In the strange, capricious and often messy human world that LLMs are emerging into, it’s not unusual for people to use a culinary metaphor to describe something fundamental, a principle, or a process, or a way of thinking. Such is the case, apparently, with AI, as we wrestle with how to integrate the powerful technologies at our fingertips into our lives.

Some people call it a “human sandwich.” Others call it an AI sandwich. But since the humans are the bread (human first, human last) in this concept, I’ll go with the chosen semantics of my favorite podcaster, Nathaniel Whittemore, who touched on the idea in a recent episode of AI Daily Brief. The human sandwich is essentially a way to keep the human “in the loop” and using his or her faculties, even as AI does more and more of the heavy lifting in any given project.

The idea, in a nutshell, is that AI’s input should be bounded by human initiative and direction. Humans should take the lead, at the beginning of a project, sketching out the rough drafts, and orienting the thing, before calling in AI to refine, or add, or analyze. Then, at the end, the human should be deeply involved again, in evaluating the final result, in asking for changes – in short, taking control again, getting a handoff from the technology, and bringing the wagon home.

Describing the Human Sandwich

“The human parts are where the substance really lives: your context, clarity, and creativity on one side, and your editing, judgment, and tone on the other,” writes Andrea Wightwick on Substack at her Business of Adulting column , also revealing that she likes to call GPT “Chatty.” “The middle (AI) can be good, but it’s hard to eat by itself. And one soggy bun, and the whole thing falls apart. It’s the same principle we learned long before ChatGPT showed up: trash in, trash out. When the tool launched, early adopters quickly realized that the better your inputs, the better your outputs. Clear, detailed, well-informed prompts produce strong, thorough responses. Human intelligence and expertise fact-check and finesse the AI generation.”

There’s a difference, in other words, between doing the work, and phoning it in, just putting in a basic prompt and letting AI come up with, well, whatever.
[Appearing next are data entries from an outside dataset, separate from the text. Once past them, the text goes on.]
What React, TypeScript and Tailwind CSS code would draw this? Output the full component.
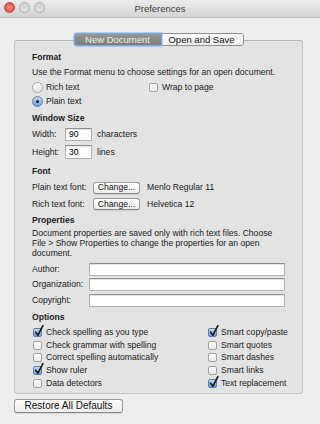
import React from 'react';

const Checkbox = ({ checked = false }: { checked?: boolean }) => (
    <span
        className={`relative inline-block shrink-0 w-[9px] h-[9px] rounded-[2px] border ${checked
            ? 'border-[#5b7fab] bg-linear-to-b from-[#c3dbf5] to-[#6b9fdb]'
            : 'border-[#a2a2a2] bg-linear-to-b from-white to-[#e9e9e9]'}`}
    >
        {checked && (
            <svg className="absolute left-[0px] top-[-4px]" width="10" height="12" viewBox="0 0 10 12">
                <path d="M1.6 7.2 L3.9 10.2 L8.8 0.8" stroke="#1c1c1c" strokeWidth="1.7" fill="none" strokeLinecap="round" strokeLinejoin="round" />
            </svg>
        )}
    </span>
);

const Radio = ({ checked = false }: { checked?: boolean }) => (
    <span
        className={`inline-flex shrink-0 items-center justify-center w-[11px] h-[11px] rounded-full border ${checked
            ? 'border-[#5b7fab] bg-linear-to-b from-[#c3dbf5] to-[#6b9fdb]'
            : 'border-[#a2a2a2] bg-linear-to-b from-white to-[#e6e6e6]'}`}
    >
        {checked && <span className="w-[3px] h-[3px] rounded-full bg-[#1c1c1c]" />}
    </span>
);

const Field = ({ value = '', className = '' }: { value?: string; className?: string }) => (
    <div className={`flex items-center bg-white border border-[#b1b1b1] border-t-[#8f8f8f] shadow-[inset_0_1px_1px_rgba(0,0,0,0.12)] pl-[3px] text-[8.6px] text-black ${className}`}>
        {value}
    </div>
);

const PushButton = ({ label, className = '' }: { label: string; className?: string }) => (
    <div className={`flex items-center justify-center whitespace-nowrap rounded-[3px] border border-[#9a9a9a] border-b-[#858585] bg-linear-to-b from-white to-[#ececec] shadow-[0_1px_0_rgba(0,0,0,0.08)] text-[#111] ${className}`}>
        {label}
    </div>
);

const leftOptions = [
    { label: 'Check spelling as you type', checked: true },
    { label: 'Check grammar with spelling', checked: false },
    { label: 'Correct spelling automatically', checked: false },
    { label: 'Show ruler', checked: true },
    { label: 'Data detectors', checked: false },
];

const rightOptions = [
    { label: 'Smart copy/paste', checked: true },
    { label: 'Smart quotes', checked: false },
    { label: 'Smart dashes', checked: false },
    { label: 'Smart links', checked: false },
    { label: 'Text replacement', checked: true },
];

export default function App() {
    return (
        <div className="w-[320px] h-[424px] overflow-hidden bg-[#ededed] font-['Liberation_Sans',Arial,sans-serif] text-[8.6px] text-[#1a1a1a] leading-none whitespace-nowrap">
            {/* Title bar */}
            <div className="relative h-[18px] flex items-center justify-center bg-linear-to-b from-[#ececec] to-[#d4d4d4] border-b border-[#bcbcbc]">
                <div className="absolute left-[4px] top-[2px] flex gap-[4px]">
                    <span className="w-[11px] h-[11px] rounded-full border border-[#b9433e] bg-radial from-[#f68a83] to-[#dd3b33]" />
                    <span className="w-[11px] h-[11px] rounded-full border border-[#aeaeae] bg-linear-to-b from-[#cfcfcf] to-[#e6e6e6]" />
                    <span className="w-[11px] h-[11px] rounded-full border border-[#aeaeae] bg-linear-to-b from-[#cfcfcf] to-[#e6e6e6]" />
                </div>
                <span className="text-[9.5px] text-[#3c3c3c]">Preferences</span>
            </div>

            {/* Tabs */}
            <div className="relative z-10 mt-[15px] ml-[14px] w-[289px] flex justify-center">
                <div className="flex h-[13px] rounded-[3px] border border-[#8d8d8d] bg-white text-[9.5px]">
                    <div className="relative z-10 w-[86px] flex items-center justify-center rounded-l-[2px] bg-linear-to-b from-[#979797] to-[#7c7c7c] text-[#ececec] shadow-[0_0_0_1.5px_#7eaadf]">
                        New Document
                    </div>
                    <div className="w-[82px] flex items-center justify-center rounded-r-[2px] bg-linear-to-b from-white to-[#f2f2f2] text-[#111]">
                        Open and Save
                    </div>
                </div>
            </div>

            {/* Group box */}
            <div className="-mt-[6px] ml-[14px] w-[289px] h-[354px] rounded-[3px] border border-[#c4c4c4] border-t-[#b5b5b5] bg-[#e3e3e3] pt-[10px] pl-[17px] pr-[10px]">
                <div className="h-[13px] flex items-center font-bold">Format</div>
                <div className="h-[16px] flex items-center">Use the Format menu to choose settings for an open document.</div>
                <div className="h-[14px] flex items-center">
                    <div className="w-[117px] flex items-center gap-[3px]">
                        <Radio />
                        <span>Rich text</span>
                    </div>
                    <div className="flex items-center gap-[4px]">
                        <Checkbox />
                        <span>Wrap to page</span>
                    </div>
                </div>
                <div className="h-[15px] flex items-center gap-[3px]">
                    <Radio checked />
                    <span>Plain text</span>
                </div>

                <div className="h-[18px] flex items-center font-bold">Window Size</div>
                <div className="h-[15px] flex items-center">
                    <span className="w-[33px]">Width:</span>
                    <Field value="90" className="w-[27px] h-[13px]" />
                    <span className="ml-[5px]">characters</span>
                </div>
                <div className="h-[20px] flex items-center">
                    <span className="w-[33px]">Height:</span>
                    <Field value="30" className="w-[27px] h-[14px]" />
                    <span className="ml-[5px]">lines</span>
                </div>

                <div className="h-[18px] flex items-center font-bold">Font</div>
                <div className="h-[15px] flex items-center">
                    <span className="w-[61px]">Plain text font:</span>
                    <PushButton label="Change..." className="w-[47px] h-[12px] text-[8.6px]" />
                    <span className="ml-[7px]">Menlo Regular 11</span>
                </div>
                <div className="h-[18px] flex items-center">
                    <span className="w-[61px]">Rich text font:</span>
                    <PushButton label="Change..." className="w-[47px] h-[12px] text-[8.6px]" />
                    <span className="ml-[7px]">Helvetica 12</span>
                </div>

                <div className="h-[15px] flex items-center font-bold">Properties</div>
                <div className="h-[32px] leading-[10px]">
                    Document properties are saved only with rich text files. Choose<br />
                    File &gt; Show Properties to change the properties for an open<br />
                    document.
                </div>
                <div className="h-[18px] flex items-center pr-[7px]">
                    <span className="w-[57px]">Author:</span>
                    <Field className="flex-1 h-[13px]" />
                </div>
                <div className="h-[13px] flex items-center pr-[7px]">
                    <span className="w-[57px]">Organization:</span>
                    <Field className="flex-1 h-[13px]" />
                </div>
                <div className="h-[18px] flex items-center pr-[7px]">
                    <span className="w-[57px]">Copyright:</span>
                    <Field className="flex-1 h-[13px]" />
                </div>

                <div className="h-[17px] flex items-center font-bold">Options</div>
                <div className="flex">
                    <div className="w-[176px]">
                        {leftOptions.map((o) => (
                            <div key={o.label} className="h-[12.7px] flex items-center gap-[4px] pl-[1px]">
                                <Checkbox checked={o.checked} />
                                <span>{o.label}</span>
                            </div>
                        ))}
                    </div>
                    <div>
                        {rightOptions.map((o) => (
                            <div key={o.label} className="h-[12.7px] flex items-center gap-[4px]">
                                <Checkbox checked={o.checked} />
                                <span>{o.label}</span>
                            </div>
                        ))}
                    </div>
                </div>
            </div>

            <PushButton label="Restore All Defaults" className="mt-[5px] ml-[14px] w-[109px] h-[14px] text-[10px]" />
        </div>
    );
}
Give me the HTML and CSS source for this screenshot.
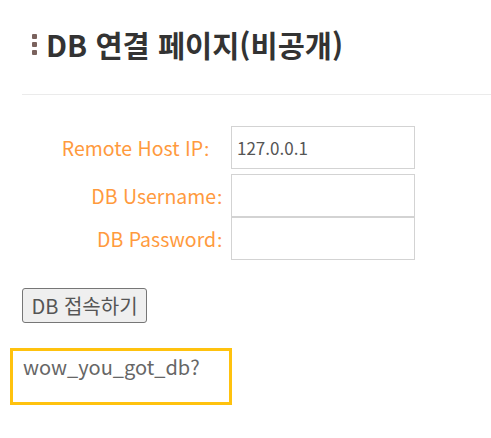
FILE: index.html
```html
<!DOCTYPE html>
<html lang="ko">
<head>
<meta charset="utf-8">
<title>DB 연결 페이지(비공개)</title>
<link rel="stylesheet" href="styles.css">
</head>
<body>
<div class="wrap">
  <h1 class="title">
    <span class="dots"><i></i><i></i><i></i></span>
    <span>DB 연결 페이지(비공개)</span>
  </h1>
  <hr class="rule">
  <form class="form">
    <div class="row row-first">
      <label class="label label-first">Remote Host IP<span class="colon">:</span></label>
      <input class="field" type="text" value="127.0.0.1">
    </div>
    <div class="row">
      <label class="label">DB Username<span class="colon">:</span></label>
      <input class="field" type="text">
    </div>
    <div class="row">
      <label class="label">DB Password<span class="colon">:</span></label>
      <input class="field" type="password">
    </div>
    <button class="btn" type="button">DB 접속하기</button>
  </form>
  <div class="result">wow_you_got_db?</div>
</div>
</body>
</html>
```

FILE: styles.css
```css
* { box-sizing: border-box; }
html, body { margin: 0; padding: 0; background: #fff; }
body {
  font-family: "Noto Sans CJK KR", "Noto Sans", sans-serif;
  color: #333;
}
.wrap { padding: 24px 0 0 10px; }
.title {
  margin: 0 0 0 22px;
  display: flex;
  align-items: center;
  gap: 9px;
  font-size: 29.5px;
  line-height: 40px;
  font-weight: 700;
  color: #333;
}
.dots { display: flex; flex-direction: column; gap: 3px; }
.dots i { display: block; width: 5px; height: 5px; background: #7a625d; border-radius: 1px; }
.rule {
  margin: 30px 0 0 12px;
  border: 0;
  border-top: 1px solid #ebebeb;
  height: 0;
}
.form { padding-top: 31px; }
.row {
  display: flex;
  align-items: center;
  height: 43px;
}
.row-first { margin-bottom: 5px; }
.label {
  width: 212px;
  text-align: right;
  font-size: 19.5px;
  color: #ff9a3d;
  padding-right: 0;
}
.colon { font-family: Lato, "Noto Sans", sans-serif; padding-left: 1px; }
.label-first { padding-right: 13px; }
.field {
  margin-left: 9px;
  width: 184px;
  height: 43px;
  border: 1px solid #d3d3d3;
  padding: 0 5px;
  font-family: "Noto Sans CJK KR", "Noto Sans", sans-serif;
  font-size: 17px;
  color: #555;
  outline: none;
}
.btn {
  display: block;
  margin: 28px 0 0 12px;
  width: 125px;
  height: 35px;
  padding: 0;
  border: 1px solid #767676;
  border-radius: 3px;
  background: #efefef;
  font-family: "Noto Sans CJK KR", "Noto Sans", sans-serif;
  font-size: 20px;
  color: #555;
}
.result {
  margin-top: 25px;
  width: 222px;
  height: 57px;
  border: 3px solid #ffc20e;
  padding: 2px 10px;
  font-size: 20px;
  line-height: 28px;
  color: #666;
}
```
“The expectations for what AI tools can achieve on their own are pretty high,” writes Harpreet Khurana for Russel Reynolds, designating the ‘top slice’ as human curation or insight, the ‘filling’ as AI contributions, and the ‘bottom slice’ as human decision. “So much so, that some people predict it will replace the human hand altogether in plenty of strategic areas. But, in fact, the opposite is true. If anything, it makes the human touch more important.”

Not a Completely New Thing

Since we’ve only been hearing about AI for a few years, really, one might be forgiven for thinking that the temptation to outsource cognitive work to computers only dates back to, say, 2021. Not so, according to Dr. Lane Freeman, State Director of Online Learning, North Carolina Community College System, published on the Online Learning Consortium , who writes:

“Long before AI entered the picture, we were already outsourcing pieces of our thinking to technology. Many of us can remember a time when we knew dozens of phone numbers by heart. Today, most people can recite only a handful—if any—because smartphones remember them for us. It is not that we lost the ability to memorize numbers; we simply stopped investing mental effort there because a tool took over the job.”

The new reality, Freeman concedes, is different:

“That trade-off is acceptable for phone numbers,” Freeman writes. “It is far more consequential when the thing we are outsourcing is thinking itself—our creativity, our critical judgment, our ability to wrestle with complex ideas. When learners turn to AI too early, especially at the start of a task, they risk letting the tool define the boundaries of their thinking. Generative AI often produces a polished, “cookie-cutter” response: plausible, organized, and confident.”

At this juncture, Freeman made an observation that I found valuable, arguing that it’s that first ex nihilo creation that sets the stage and directs the human to a result.

“Once a human sees that answer, it becomes cognitively difficult to imagine alternatives,” Freeman writes. “The first answer becomes the anchor. Human-first work interrupts that pattern. When individuals or teams begin by brainstorming, sketching ideas, or attempting solutions before consulting AI, they keep those neural pathways for creativity and critical thinking active.”

I think that’s a good way to describe the dynamic: if you, as a user, come to the plate empty, and let AI fill up everything, you get an “AI-only” result. And people may still be able to tell. But even if they can’t, think about what happens when you stop utilizing those parts of your brain.

Maybe, at the end of the day, the sandwich is a good metaphor. It certainly delineates parts of a multi-step process. I’m fond of talking about the late Marvin Minsky’s book, “Society of the Mind,” where he mentions that the human brain is not one computer, but hundreds of smaller ones joined together. The human sandwich model shows how collaborative AI use is, or should be. Think about it.